**THE EXERCISE**. Pick out every line holding the string "this" and copy it.

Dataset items
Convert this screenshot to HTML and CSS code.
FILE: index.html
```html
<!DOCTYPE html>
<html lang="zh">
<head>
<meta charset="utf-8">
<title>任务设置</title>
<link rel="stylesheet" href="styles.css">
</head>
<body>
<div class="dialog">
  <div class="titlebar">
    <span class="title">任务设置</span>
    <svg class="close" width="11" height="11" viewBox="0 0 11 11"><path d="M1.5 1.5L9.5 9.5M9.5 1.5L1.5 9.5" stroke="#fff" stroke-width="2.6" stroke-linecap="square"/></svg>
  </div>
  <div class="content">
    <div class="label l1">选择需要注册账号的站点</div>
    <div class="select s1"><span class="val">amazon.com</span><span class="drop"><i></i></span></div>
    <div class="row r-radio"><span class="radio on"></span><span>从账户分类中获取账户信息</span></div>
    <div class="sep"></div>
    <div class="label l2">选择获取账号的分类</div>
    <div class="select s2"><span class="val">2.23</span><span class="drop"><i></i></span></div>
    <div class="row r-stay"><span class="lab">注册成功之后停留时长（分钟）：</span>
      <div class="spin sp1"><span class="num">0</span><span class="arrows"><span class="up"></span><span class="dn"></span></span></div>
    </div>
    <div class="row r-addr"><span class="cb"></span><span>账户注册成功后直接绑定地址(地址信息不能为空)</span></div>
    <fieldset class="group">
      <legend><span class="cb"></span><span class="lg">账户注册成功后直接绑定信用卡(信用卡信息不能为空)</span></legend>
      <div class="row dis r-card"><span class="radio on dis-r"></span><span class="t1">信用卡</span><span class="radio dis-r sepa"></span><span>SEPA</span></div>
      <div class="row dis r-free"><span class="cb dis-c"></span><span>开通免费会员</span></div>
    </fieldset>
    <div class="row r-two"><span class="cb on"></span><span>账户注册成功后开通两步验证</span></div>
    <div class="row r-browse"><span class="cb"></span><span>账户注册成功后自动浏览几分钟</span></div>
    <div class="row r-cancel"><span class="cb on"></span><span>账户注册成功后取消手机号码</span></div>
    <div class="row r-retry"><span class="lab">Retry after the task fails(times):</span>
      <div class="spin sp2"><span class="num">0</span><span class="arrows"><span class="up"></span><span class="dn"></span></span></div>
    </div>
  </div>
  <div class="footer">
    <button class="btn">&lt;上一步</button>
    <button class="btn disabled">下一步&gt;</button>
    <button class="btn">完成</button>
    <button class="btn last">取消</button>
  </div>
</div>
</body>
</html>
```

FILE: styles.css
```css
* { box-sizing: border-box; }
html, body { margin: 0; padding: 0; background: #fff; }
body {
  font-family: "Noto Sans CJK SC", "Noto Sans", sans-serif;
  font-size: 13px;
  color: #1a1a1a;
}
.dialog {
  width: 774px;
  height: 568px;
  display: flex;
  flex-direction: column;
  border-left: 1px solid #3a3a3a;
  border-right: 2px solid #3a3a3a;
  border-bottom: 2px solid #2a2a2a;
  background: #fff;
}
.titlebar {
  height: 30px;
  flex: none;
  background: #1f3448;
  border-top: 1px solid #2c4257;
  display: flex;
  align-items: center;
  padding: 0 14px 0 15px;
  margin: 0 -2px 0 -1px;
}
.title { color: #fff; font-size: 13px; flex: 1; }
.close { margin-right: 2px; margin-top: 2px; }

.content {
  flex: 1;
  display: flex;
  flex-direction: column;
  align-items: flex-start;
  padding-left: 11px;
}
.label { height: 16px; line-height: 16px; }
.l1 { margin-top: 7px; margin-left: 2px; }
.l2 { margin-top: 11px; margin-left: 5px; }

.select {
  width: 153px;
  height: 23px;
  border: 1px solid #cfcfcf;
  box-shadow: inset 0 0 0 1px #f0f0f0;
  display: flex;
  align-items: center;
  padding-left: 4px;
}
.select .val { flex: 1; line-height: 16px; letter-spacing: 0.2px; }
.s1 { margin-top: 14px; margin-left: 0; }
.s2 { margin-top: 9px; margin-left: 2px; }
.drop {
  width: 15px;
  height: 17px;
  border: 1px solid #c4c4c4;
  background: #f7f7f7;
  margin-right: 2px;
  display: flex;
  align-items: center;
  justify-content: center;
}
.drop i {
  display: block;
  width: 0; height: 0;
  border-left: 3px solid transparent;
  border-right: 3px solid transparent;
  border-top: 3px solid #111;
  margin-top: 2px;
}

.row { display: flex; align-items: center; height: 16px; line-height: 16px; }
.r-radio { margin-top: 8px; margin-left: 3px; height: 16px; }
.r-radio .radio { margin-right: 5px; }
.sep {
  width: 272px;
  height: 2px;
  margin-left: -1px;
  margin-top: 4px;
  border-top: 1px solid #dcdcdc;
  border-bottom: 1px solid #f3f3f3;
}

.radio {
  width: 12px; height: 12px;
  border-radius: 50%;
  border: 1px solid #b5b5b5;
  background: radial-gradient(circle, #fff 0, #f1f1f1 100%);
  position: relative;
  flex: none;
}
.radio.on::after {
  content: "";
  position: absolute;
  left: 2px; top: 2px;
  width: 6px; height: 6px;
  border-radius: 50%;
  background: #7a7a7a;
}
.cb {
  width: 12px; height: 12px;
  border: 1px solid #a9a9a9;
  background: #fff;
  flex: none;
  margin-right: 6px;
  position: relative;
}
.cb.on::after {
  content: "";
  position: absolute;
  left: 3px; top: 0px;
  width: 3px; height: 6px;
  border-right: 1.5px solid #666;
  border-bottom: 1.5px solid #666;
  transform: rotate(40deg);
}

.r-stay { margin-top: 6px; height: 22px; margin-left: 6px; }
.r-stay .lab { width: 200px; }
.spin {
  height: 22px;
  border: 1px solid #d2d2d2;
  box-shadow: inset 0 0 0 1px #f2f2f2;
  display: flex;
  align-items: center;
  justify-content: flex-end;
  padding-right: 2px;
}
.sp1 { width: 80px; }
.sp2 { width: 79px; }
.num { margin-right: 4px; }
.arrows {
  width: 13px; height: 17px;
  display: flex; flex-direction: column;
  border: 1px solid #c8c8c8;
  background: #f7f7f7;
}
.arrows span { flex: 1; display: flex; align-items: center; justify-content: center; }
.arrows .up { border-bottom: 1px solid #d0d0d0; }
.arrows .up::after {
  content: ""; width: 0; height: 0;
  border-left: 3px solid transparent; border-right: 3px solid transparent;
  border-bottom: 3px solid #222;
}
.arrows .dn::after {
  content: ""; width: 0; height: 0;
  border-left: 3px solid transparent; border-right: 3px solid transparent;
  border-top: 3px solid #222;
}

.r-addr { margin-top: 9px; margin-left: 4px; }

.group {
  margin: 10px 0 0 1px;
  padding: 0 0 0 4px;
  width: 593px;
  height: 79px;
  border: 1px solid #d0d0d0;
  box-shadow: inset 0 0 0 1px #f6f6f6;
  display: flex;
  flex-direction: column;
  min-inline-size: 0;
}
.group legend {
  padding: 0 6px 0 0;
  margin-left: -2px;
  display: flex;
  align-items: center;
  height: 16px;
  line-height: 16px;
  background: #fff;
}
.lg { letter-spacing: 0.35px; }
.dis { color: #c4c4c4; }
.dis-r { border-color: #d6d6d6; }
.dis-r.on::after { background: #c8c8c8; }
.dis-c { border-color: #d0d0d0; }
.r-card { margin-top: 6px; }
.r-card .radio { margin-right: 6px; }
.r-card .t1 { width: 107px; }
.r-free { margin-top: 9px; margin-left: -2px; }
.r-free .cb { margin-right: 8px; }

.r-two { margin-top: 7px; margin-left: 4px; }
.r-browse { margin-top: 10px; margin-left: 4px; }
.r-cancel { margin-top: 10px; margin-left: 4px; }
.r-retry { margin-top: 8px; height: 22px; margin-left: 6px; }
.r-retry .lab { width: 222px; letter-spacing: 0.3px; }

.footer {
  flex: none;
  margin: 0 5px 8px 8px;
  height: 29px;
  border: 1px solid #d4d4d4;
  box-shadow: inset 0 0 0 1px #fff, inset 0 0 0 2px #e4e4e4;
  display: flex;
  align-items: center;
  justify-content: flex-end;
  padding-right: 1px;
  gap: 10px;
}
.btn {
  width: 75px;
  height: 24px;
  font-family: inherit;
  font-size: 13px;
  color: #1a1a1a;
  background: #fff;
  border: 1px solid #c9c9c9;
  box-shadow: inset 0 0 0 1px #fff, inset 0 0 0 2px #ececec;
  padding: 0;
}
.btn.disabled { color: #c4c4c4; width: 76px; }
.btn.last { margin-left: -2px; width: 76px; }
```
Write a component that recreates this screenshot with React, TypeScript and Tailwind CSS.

**WRITTEN SOLUTION**.
Convert this screenshot to HTML and CSS code.
Write a component that recreates this screenshot with React, TypeScript and Tailwind CSS.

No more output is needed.